Scholz: Das hätte die CDU gern. Die SPD setzt auf die wahren Leistungsträger dieser Gesellschaft, die breite Mittelschicht der Arbeiter und Angestellten, viele Tag und Nacht arbeitende Selbständige. Das bedeutet gerade nicht, wie man in Kreisen der FDP und CDU meint, dass der Spitzensteuersatz gesenkt werden muss. Es bedeutet, dafür zu sorgen, dass die Leute in einem jahrzehntelangen Arbeitsleben gut zurechtkommen. Das hat auch zu tun mit einer Absicherung des Lebensstandards nach unten, nicht zuletzt durch Mindestlöhne.

SPIEGEL: FDP-Chef Guido Westerwelle hat erklärt, dass mit diesem Programm eine Ampelkoalition ausgeschlossen sei.

 

Scholz: Da warten wir mal getrost den Wahlabend ab.

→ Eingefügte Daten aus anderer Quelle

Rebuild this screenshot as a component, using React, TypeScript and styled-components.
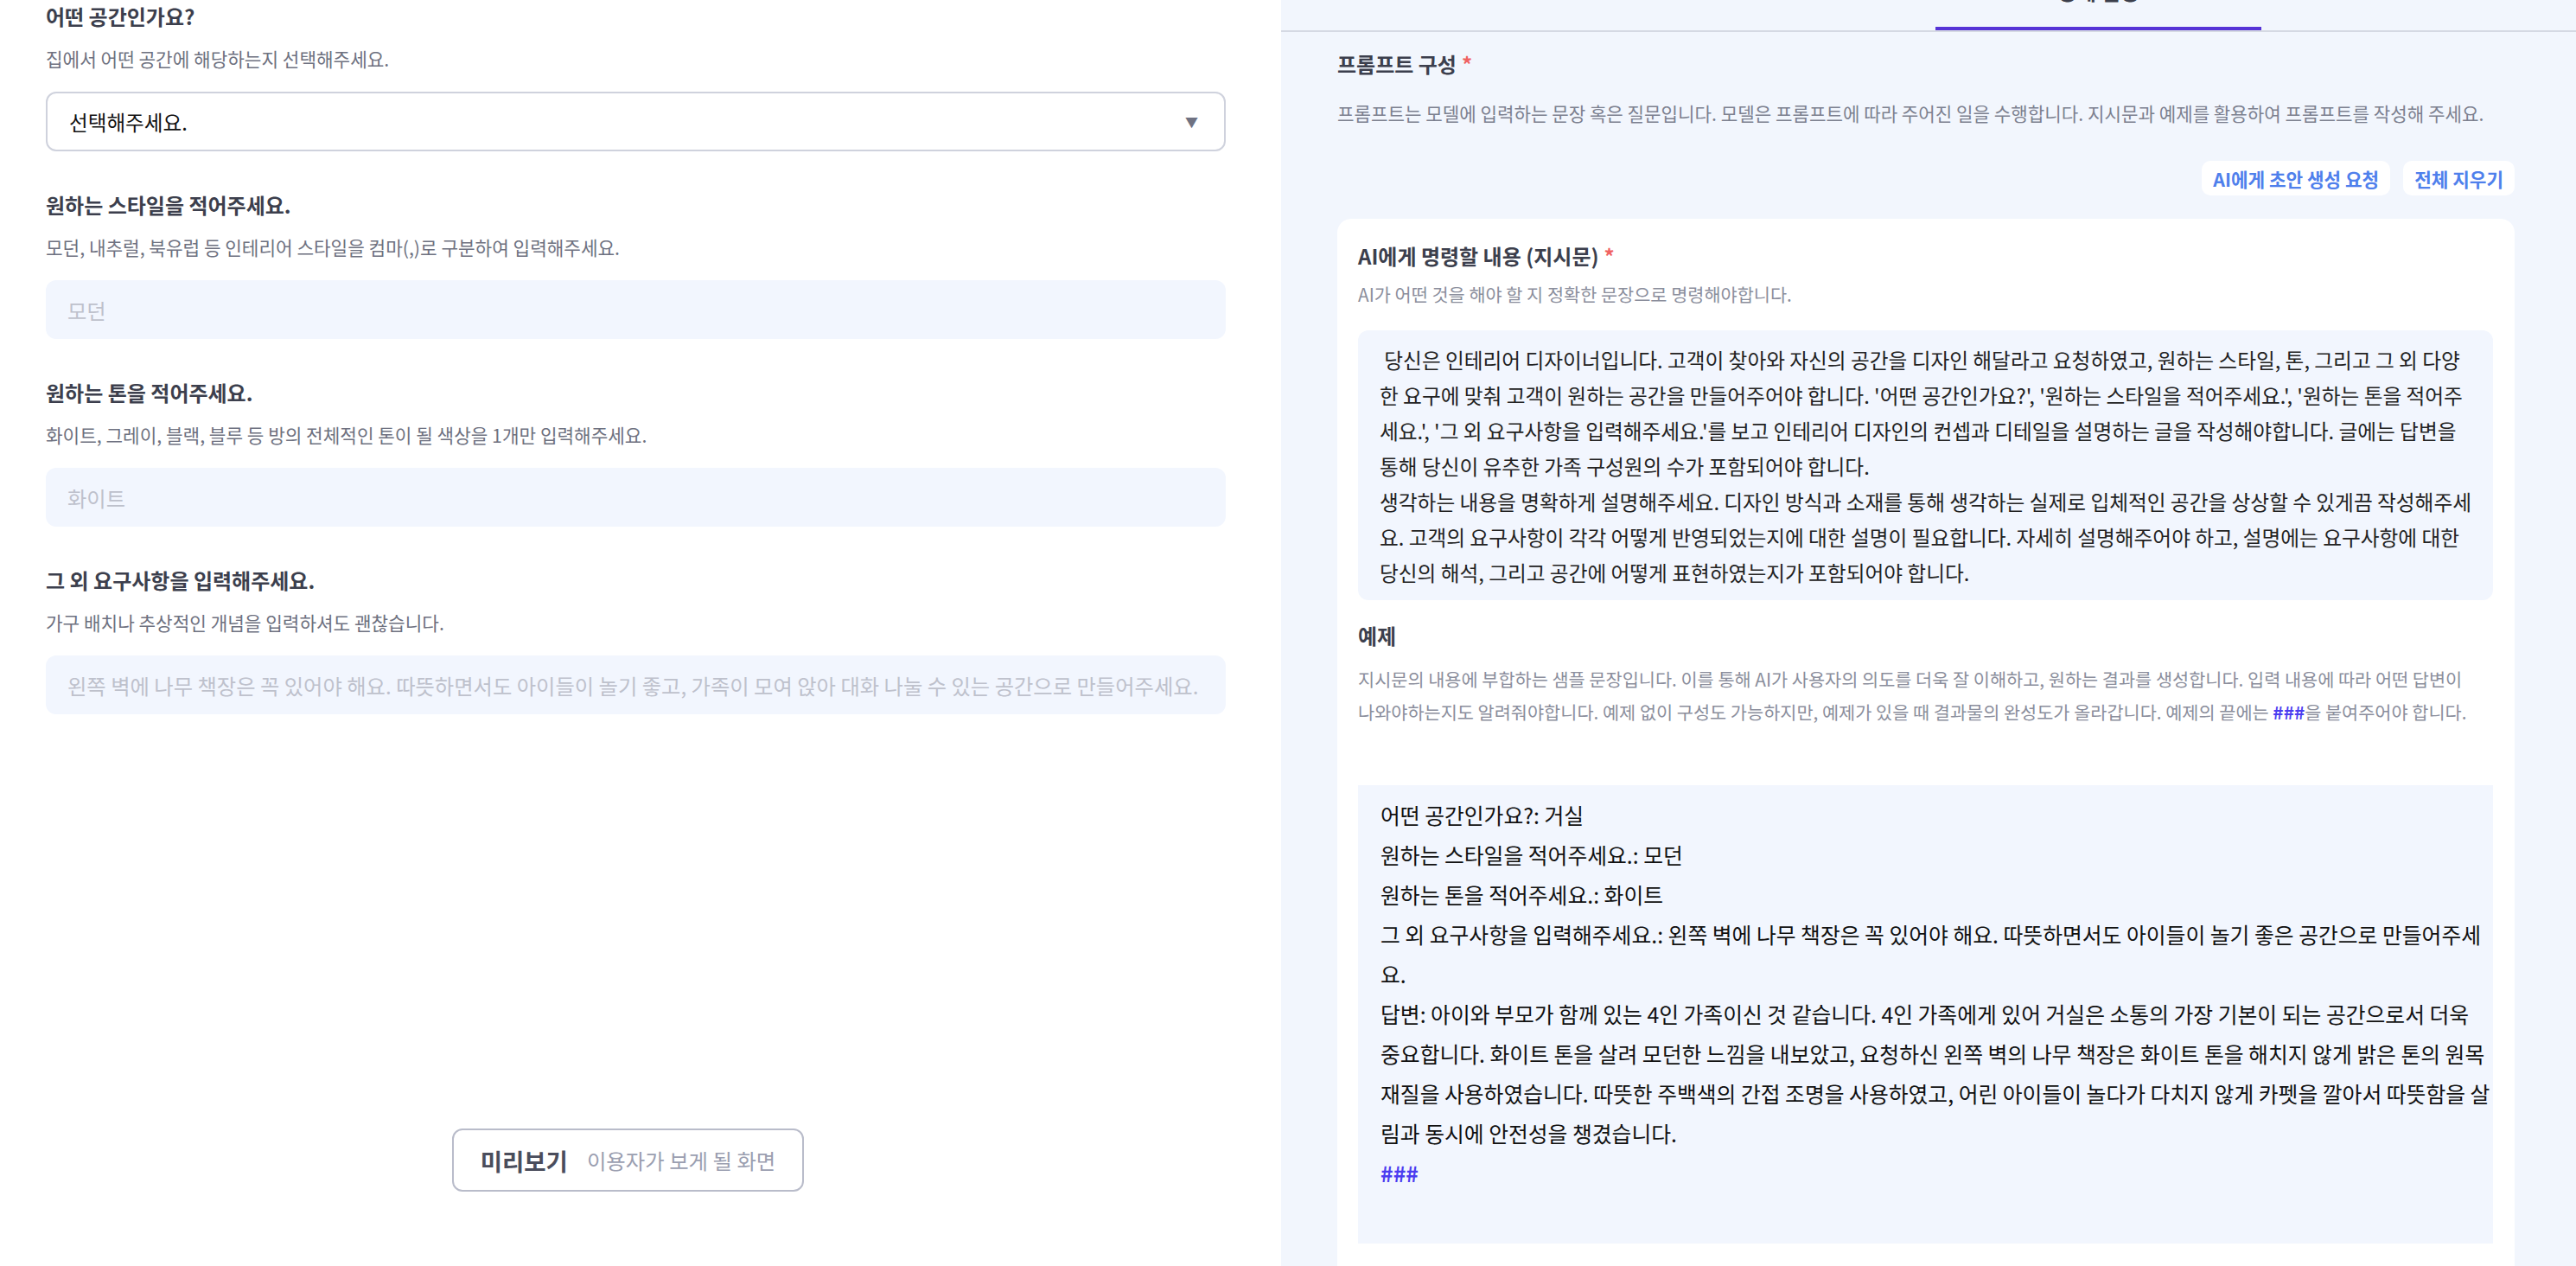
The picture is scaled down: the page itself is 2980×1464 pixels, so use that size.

Es ist doch so: Die SPD ist die einzige Partei, die mehrere Optionen auf eine Regierungsbildung in Deutschland hat. Wir haben schon mit der FDP, mit den Grünen und mit der CDU regiert. Wir wollen einen sozialdemokratischen Kanzler, am liebsten selbstverständlich mit den Grünen. Wir würden es auch in einer Regierung mit FDP und Grünen hinkriegen.


SPIEGEL: Mit diesem Programm?

Scholz: Die FDP hat in der Vergangenheit mit uns schon die paritätische Mitbestimmung in den Aufsichtsräten großer Unternehmen beschlossen. Ich habe in der Großen Koalition die Zahl der Mindestlöhne verfünffacht, obwohl das der CDU nicht gepasst hat. Warum soll ich sie dann nicht mit Herrn Westerwelle verdreifachen können? Wir haben im Übrigen die Möglichkeit, auch eine Große Koalition zu bilden; aber diesmal besser mit einem sozialdemokratischen Kanzler.

SPIEGEL: Träumen kann man ja mal. Aber selbst wenn es so käme, müssten die Bürger auf Sie als Arbeitsminister wohl verzichten. Wir hören, Sie wollen lieber Fraktionsvorsitzender werden.

 

Scholz: Ach, was Sie so hören. Mein geheimer Plan ist es, die 16-jährige Amtszeit von Norbert Blüm als Arbeitsminister zu toppen - und zwar in verschiedenen Regierungskonstellationen.

SPIEGEL: Herr Scholz, wir danken Ihnen für dieses Gespräch.